▸ **EXERCISE REQUIREMENTS**:
Print exactly the lines from the first one down to the line containing "h-[960px] w-[466px] overflow-hidden", both ends included, with no pictures and nothing else.

▸ **DATA SHOWN**:
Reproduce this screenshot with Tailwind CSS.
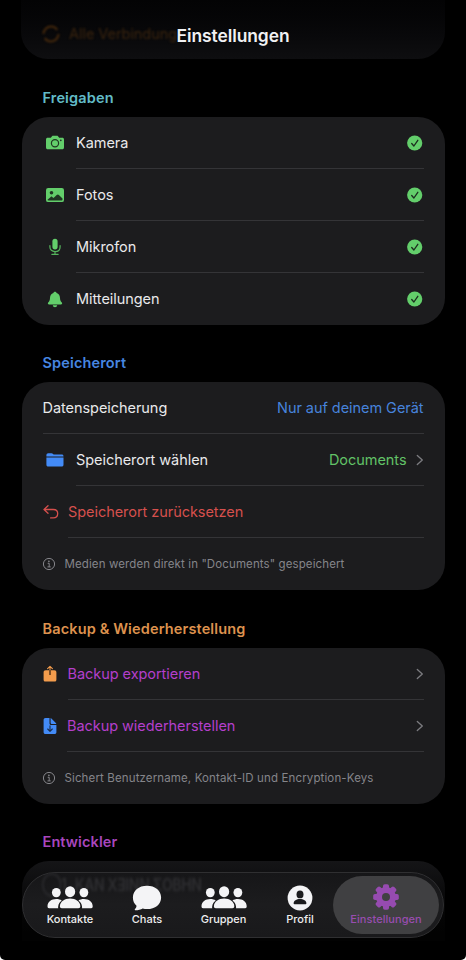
<!DOCTYPE html>
<html lang="de">
<head>
<meta charset="utf-8">
<title>Einstellungen</title>
<script src="https://cdn.jsdelivr.net/npm/@tailwindcss/browser@4"></script>
</head>
<body class="bg-white">
<svg class="hidden">
  <symbol id="check" viewBox="0 0 16 16"><circle cx="7.7" cy="8" r="7.6" fill="#63ce6b"/><path d="M4.7 8.5l2.2 2.5 3.9-5.7" fill="none" stroke="#1c2b1e" stroke-width="1.3" stroke-linecap="round" stroke-linejoin="round"/></symbol>
  <symbol id="chev" viewBox="0 0 8 12"><path d="M1.3 1.4l5 4.6-5 4.6" fill="none" stroke="#7c7c80" stroke-width="1.3" stroke-linecap="round" stroke-linejoin="round"/></symbol>
  <symbol id="info" viewBox="0 0 14 14"><circle cx="7" cy="7" r="5.6" fill="none" stroke="#85858a" stroke-width="1"/><circle cx="6.9" cy="4.3" r=".85" fill="#85858a"/><path d="M5.7 6.3h1.5v3.5M5.5 9.9h3.2" fill="none" stroke="#85858a" stroke-width="1"/></symbol>
  <symbol id="group" viewBox="0 0 46 22"><g fill="#f4f4f6"><ellipse cx="9.3" cy="6.6" rx="4.4" ry="4.7"/><ellipse cx="36.9" cy="6.6" rx="4.4" ry="4.7"/><path d="M.5 20.2C.5 15.8 4.5 13 9.3 13c2.2 0 4 .5 5.4 1.5-1.9 1.4-3.3 3.3-3.6 6.5 0 .6 0 1 .2 1.2H2C1 22.2.5 21.5.5 20.2zM45.7 20.2c0-4.4-4-7.2-8.8-7.2-2.2 0-4 .5-5.4 1.5 1.9 1.4 3.3 3.3 3.6 6.5 0 .6 0 1-.2 1.2h9.3c1 0 1.5-.7 1.5-2z"/><ellipse cx="23.1" cy="5.7" rx="5.1" ry="5.5"/><path d="M12.9 20.3c0-4.4 4.6-7.7 10.2-7.7s10.2 3.3 10.2 7.7c0 1.3-.6 1.9-1.9 1.9H14.8c-1.3 0-1.9-.6-1.9-1.9z"/></g></symbol>
</svg>
<div class="relative h-[960px] w-[466px] overflow-hidden rounded-b-[5px] bg-black px-[21.5px] font-['Inter','Liberation_Sans',sans-serif] text-[14.5px] tracking-[-.05px] text-[#e9e9eb]">

  <header class="relative -mx-[.5px] h-[59px] rounded-b-[27px] bg-linear-to-b from-[#030304] to-[#0e0e10]">
    <div class="flex items-center gap-[8px] pt-[24px] pl-[20px] leading-[18px] text-[#3a240e] blur-[1.3px]">
      <svg class="size-[20px]" viewBox="0 0 20 20" fill="none" stroke="#46290c" stroke-width="2"><circle cx="10" cy="10" r="7.5" stroke-dasharray="19 4.5"/></svg>
      <span>Alle Verbindung</span>
    </div>
    <h1 class="absolute inset-x-0 top-[24px] text-center text-[17.4px] leading-[24px] font-semibold tracking-[-.05px] text-[#f1f1f3]">Einstellungen</h1>
  </header>

  <main>
    <h2 class="flex h-[58px] items-center pt-[19px] pl-[21px] font-semibold tracking-[.14px] text-[#62bbc7]">Freigaben</h2>
    <section class="rounded-[27px] bg-[#1c1c1e] px-[21px]">
      <div class="flex h-[52px]">
        <span class="flex w-[33.5px] items-center pl-[2px]"><svg class="h-[16px] w-[20px]" viewBox="0 0 20 16"><path d="M3 2.8h2.8l1.2-1.6C7.3.8 7.6.7 8 .7h4c.4 0 .7.1 1 .5l1.2 1.6H17c1.4 0 2 .6 2 2v7.5c0 1.4-.6 2-2 2H3c-1.4 0-2-.6-2-2V4.8c0-1.4.6-2 2-2z" fill="#63ce6b"/><circle cx="10" cy="8.3" r="3.6" fill="none" stroke="#203623" stroke-width="1.2"/><circle cx="15.8" cy="5.3" r=".9" fill="#203623"/></svg></span>
        <div class="flex flex-1 items-center justify-between border-b border-[#343437]"><span class="pt-[1px]">Kamera</span><svg class="mr-[1px] size-[16px]"><use href="#check"/></svg></div>
      </div>
      <div class="flex h-[52px]">
        <span class="flex w-[33.5px] items-center pl-[2px]"><svg class="h-[16px] w-[20px]" viewBox="0 0 20 16"><rect x="1" y="1.1" width="18" height="14" rx="2.2" fill="#63ce6b"/><circle cx="6.5" cy="5.8" r="1.8" fill="#203623"/><path d="M2.5 12.8l3.2-2.9c.5-.4 1-.4 1.5 0l1.3 1 3.2-3c.8-.7 1.5-.7 2.2 0l3.6 3.5v1.2c0 .7-.4 1-1 1h-13c-.7 0-1-.3-1-.8z" fill="#203623"/></svg></span>
        <div class="flex flex-1 items-center justify-between border-b border-[#343437]"><span class="pt-[1px]">Fotos</span><svg class="mr-[1px] size-[16px]"><use href="#check"/></svg></div>
      </div>
      <div class="flex h-[52px]">
        <span class="flex w-[33.5px] items-center pl-[6px]"><svg class="h-[18px] w-[12px]" viewBox="0 0 12 18"><rect x="3.4" y=".8" width="5.2" height="10.6" rx="2.6" fill="#63ce6b"/><path d="M.9 7.5v1.4c0 2.8 2.1 4.7 5.1 4.7s5.1-1.9 5.1-4.7V7.5M6 13.6v2.7M2.9 16.4h6.2" fill="none" stroke="#55b35c" stroke-width="1.2" stroke-linecap="round"/></svg></span>
        <div class="flex flex-1 items-center justify-between border-b border-[#343437]"><span class="pt-[1px]">Mikrofon</span><svg class="mr-[1px] size-[16px]"><use href="#check"/></svg></div>
      </div>
      <div class="flex h-[52px]">
        <span class="flex w-[33.5px] items-center pl-[4px]"><svg class="h-[17px] w-[16px]" viewBox="0 0 16 17"><path d="M8 .7c.9 0 1.5.6 1.6 1.3C11.8 2.7 12.9 4.5 13 7c.1 2.3.6 3.2 1.6 4.3.5.6.6 1 .5 1.4-.2.5-.6.7-1.2.7H2.1c-.6 0-1-.2-1.2-.7-.1-.4 0-.8.5-1.4C2.4 10.2 2.9 9.3 3 7c.1-2.5 1.2-4.3 3.4-5C6.5 1.3 7.1.7 8 .7zM5.8 14.3h4.4c-.1 1.2-1 2-2.2 2s-2.1-.8-2.2-2z" fill="#63ce6b"/></svg></span>
        <div class="flex flex-1 items-center justify-between"><span>Mitteilungen</span><svg class="mr-[1px] size-[16px]"><use href="#check"/></svg></div>
      </div>
    </section>

    <h2 class="flex h-[57px] items-center pt-[18px] pl-[21px] font-semibold tracking-[.14px] text-[#4786e1]">Speicherort</h2>
    <section class="rounded-[27px] bg-[#1c1c1e] px-[21px]">
      <div class="flex h-[52px] items-center justify-between border-b border-[#343437] pt-[1px]"><span>Datenspeicherung</span><span class="text-[#4783dc]">Nur auf deinem Gerät</span></div>
      <div class="flex h-[52px]">
        <span class="flex w-[33.5px] items-center pl-[2px]"><svg class="h-[16px] w-[20px]" viewBox="0 0 20 16"><path d="M1.4 3.2c0-1.3.6-2 1.9-2h3.2c.6 0 .9.2 1.3.5l.8.7h7.9c1.4 0 2 .6 2 1.9v.3H1.4zM1.4 5.6h17.1v7c0 1.4-.6 2-2 2H3.4c-1.4 0-2-.6-2-2z" fill="#438bf7"/></svg></span>
        <div class="flex flex-1 items-center border-b border-[#343437]"><span class="flex-1 pt-[1px]">Speicherort wählen</span><span class="mr-[9px] pt-[1px] text-[#62c267]">Documents</span><svg class="h-[12px] w-[8px]"><use href="#chev"/></svg></div>
      </div>
      <div class="flex h-[52px]">
        <span class="flex w-[25.5px] items-center"><svg class="-ml-[1px] h-[16px] w-[18px]" viewBox="0 0 18 16"><path d="M6 1.8L2 5.5l4 3.7M2.3 5.5H11.3c2.8 0 4.4 1.7 4.4 4.1s-1.6 4.3-4.4 4.3H8.6" fill="none" stroke="#d6504d" stroke-width="1.3" stroke-linecap="round" stroke-linejoin="round"/></svg></span>
        <div class="flex flex-1 items-center border-b border-[#343437] pt-[1px] text-[#d6504d]">Speicherort zurücksetzen</div>
      </div>
      <div class="flex h-[52px] items-center gap-[8.5px] text-[11.5px] tracking-[.11px] text-[#85858a]"><svg class="-ml-[.5px] size-[14px]"><use href="#info"/></svg><span class="pt-[1px]">Medien werden direkt in "Documents" gespeichert</span></div>
    </section>

    <h2 class="flex h-[58px] items-center pt-[19px] pl-[21px] font-semibold tracking-[.14px] text-[#dd924e]">Backup &amp; Wiederherstellung</h2>
    <section class="rounded-[27px] bg-[#1c1c1e] px-[21px]">
      <div class="flex h-[52px]">
        <span class="flex w-[25px] items-center"><svg class="-ml-[.5px] h-[18px] w-[16px]" viewBox="0 0 16 18"><path d="M3.8 5.2h8.4c1.5 0 2.2.7 2.2 2.2v7c0 1.5-.7 2.2-2.2 2.2H3.8c-1.5 0-2.2-.7-2.2-2.2v-7c0-1.5.7-2.2 2.2-2.2z" fill="#f39c4c"/><path d="M8 10V5" stroke="#402a18" stroke-width="2"/><path d="M8 10V1.5M5.6 3.7L8 1.3l2.4 2.4" fill="none" stroke="#f39c4c" stroke-width="1.1" stroke-linecap="round" stroke-linejoin="round"/><path d="M8 10V5" stroke="#563416" stroke-width="1"/></svg></span>
        <div class="flex flex-1 items-center justify-between border-b border-[#343437] text-[#b43fcc]"><span class="pt-[1px]">Backup exportieren</span><svg class="h-[12px] w-[8px]"><use href="#chev"/></svg></div>
      </div>
      <div class="flex h-[52px]">
        <span class="flex w-[24.5px] items-center"><svg class="-ml-[.5px] h-[18px] w-[16px]" viewBox="0 0 16 18"><path d="M3.6 1h3.9v5.2c0 1.2.6 1.8 1.8 1.8h5.1v7c0 1.4-.7 2.1-2.1 2.1H3.7c-1.4 0-2.1-.7-2.1-2.1V3.1C1.6 1.7 2.3 1 3.6 1zM8.6 1.1c.4.1.7.3 1 .6l4 4.1c.4.3.6.7.7 1.1H9.4c-.5 0-.8-.3-.8-.8z" fill="#438bf7"/><path d="M8 8.8v5.3M5.7 12L8 14.3l2.3-2.3" fill="none" stroke="#182c4c" stroke-width="1.1" stroke-linecap="round" stroke-linejoin="round"/></svg></span>
        <div class="flex flex-1 items-center justify-between border-b border-[#343437] text-[#b43fcc]"><span class="pt-[1px]">Backup wiederherstellen</span><svg class="h-[12px] w-[8px]"><use href="#chev"/></svg></div>
      </div>
      <div class="flex h-[52px] items-center gap-[8.5px] text-[11.5px] tracking-[.13px] text-[#85858a]"><svg class="-ml-[.5px] size-[14px]"><use href="#info"/></svg><span class="pt-[1px]">Sichert Benutzername, Kontakt-ID und Encryption-Keys</span></div>
    </section>

    <h2 class="flex h-[57px] items-center pt-[18px] pl-[21px] font-semibold tracking-[.1px] text-[#a846bd]">Entwickler</h2>
    <section class="h-[80px] rounded-t-[27px] bg-linear-to-b from-[#151517] to-[#020202] to-90%"></section>
  </main>

  <nav class="absolute top-[872px] left-[22px] flex h-[66px] w-[422px] items-center overflow-hidden rounded-full border border-[#2f2f31] bg-linear-to-b from-[#161618] via-[#1c1c1e] to-[#19191b] pl-[8px] text-[11px] leading-[14px] font-medium tracking-[-.03px] text-[#eeeeef]">
    <div class="absolute top-[5px] left-[19px] flex scale-y-125 items-center gap-[8px] text-[14px] font-semibold tracking-[-.35px] text-[#2f2f32] blur-[1.2px]" aria-hidden="true"><span>◯1</span><span>KAN XƎINN ΣOBHN</span></div>
    <a class="relative flex w-[78px] shrink-0 flex-col items-center"><svg class="h-[24px] w-[46px]"><use href="#group"/></svg><span class="mt-[3px]">Kontakte</span></a>
    <a class="relative flex w-[76px] shrink-0 flex-col items-center"><svg class="h-[26px] w-[30px]" viewBox="0 0 30 26"><path d="M15 .7c8.2 0 14.1 4.9 14.1 11.7S23.2 24.1 15 24.1c-1.6 0-3-.2-4.3-.6-1.8 1-4.7 1.8-7.1 1.8-.9 0-1.2-.7-.6-1.3.9-.9 1.6-2.2 1.5-3.3C2.2 18.6.9 15.8.9 12.4.9 5.6 6.8.7 15 .7z" fill="#f4f4f6"/></svg><span class="mt-[1px]">Chats</span></a>
    <a class="relative flex w-[77px] shrink-0 flex-col items-center"><svg class="h-[24px] w-[46px]"><use href="#group"/></svg><span class="mt-[3px]">Gruppen</span></a>
    <a class="relative flex w-[76px] shrink-0 flex-col items-center"><svg class="size-[26px]" viewBox="0 0 26 26"><circle cx="13" cy="13" r="12.4" fill="#f4f4f6"/><ellipse cx="13" cy="9.4" rx="3.5" ry="3.9" fill="#1c1c1e"/><path d="M6.6 18.3c0-2.5 2.9-4.3 6.4-4.3s6.4 1.8 6.4 4.3c0 .6-.3.9-.9.9h-11c-.6 0-.9-.3-.9-.9z" fill="#1c1c1e"/></svg><span class="mt-[1px]">Profil</span></a>
    <a class="relative -ml-[5px] flex h-[58px] w-[106px] shrink-0 flex-col items-center rounded-full bg-[#404042] pt-[8px] tracking-[.05px] text-[#984db0]"><svg class="size-[26px]" viewBox="-13 -13 26 26"><g fill="#964bb0"><g id="teeth"><rect x="-3" y="-12.8" width="6" height="25.6" rx="1.8"/><rect x="-12.8" y="-3" width="25.6" height="6" rx="1.8"/></g><use href="#teeth" transform="rotate(45)"/><circle r="10"/></g><circle r="4" fill="#404042"/></svg><span class="mt-[2px]">Einstellungen</span></a>
  </nav>
</div>
</body>
</html>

▸ **RESULT FOR THIS TASK**:
Reproduce this screenshot with Tailwind CSS.
<!DOCTYPE html>
<html lang="de">
<head>
<meta charset="utf-8">
<title>Einstellungen</title>
<script src="https://cdn.jsdelivr.net/npm/@tailwindcss/browser@4"></script>
</head>
<body class="bg-white">
<svg class="hidden">
  <symbol id="check" viewBox="0 0 16 16"><circle cx="7.7" cy="8" r="7.6" fill="#63ce6b"/><path d="M4.7 8.5l2.2 2.5 3.9-5.7" fill="none" stroke="#1c2b1e" stroke-width="1.3" stroke-linecap="round" stroke-linejoin="round"/></symbol>
  <symbol id="chev" viewBox="0 0 8 12"><path d="M1.3 1.4l5 4.6-5 4.6" fill="none" stroke="#7c7c80" stroke-width="1.3" stroke-linecap="round" stroke-linejoin="round"/></symbol>
  <symbol id="info" viewBox="0 0 14 14"><circle cx="7" cy="7" r="5.6" fill="none" stroke="#85858a" stroke-width="1"/><circle cx="6.9" cy="4.3" r=".85" fill="#85858a"/><path d="M5.7 6.3h1.5v3.5M5.5 9.9h3.2" fill="none" stroke="#85858a" stroke-width="1"/></symbol>
  <symbol id="group" viewBox="0 0 46 22"><g fill="#f4f4f6"><ellipse cx="9.3" cy="6.6" rx="4.4" ry="4.7"/><ellipse cx="36.9" cy="6.6" rx="4.4" ry="4.7"/><path d="M.5 20.2C.5 15.8 4.5 13 9.3 13c2.2 0 4 .5 5.4 1.5-1.9 1.4-3.3 3.3-3.6 6.5 0 .6 0 1 .2 1.2H2C1 22.2.5 21.5.5 20.2zM45.7 20.2c0-4.4-4-7.2-8.8-7.2-2.2 0-4 .5-5.4 1.5 1.9 1.4 3.3 3.3 3.6 6.5 0 .6 0 1-.2 1.2h9.3c1 0 1.5-.7 1.5-2z"/><ellipse cx="23.1" cy="5.7" rx="5.1" ry="5.5"/><path d="M12.9 20.3c0-4.4 4.6-7.7 10.2-7.7s10.2 3.3 10.2 7.7c0 1.3-.6 1.9-1.9 1.9H14.8c-1.3 0-1.9-.6-1.9-1.9z"/></g></symbol>
</svg>
<div class="relative h-[960px] w-[466px] overflow-hidden rounded-b-[5px] bg-black px-[21.5px] font-['Inter','Liberation_Sans',sans-serif] text-[14.5px] tracking-[-.05px] text-[#e9e9eb]">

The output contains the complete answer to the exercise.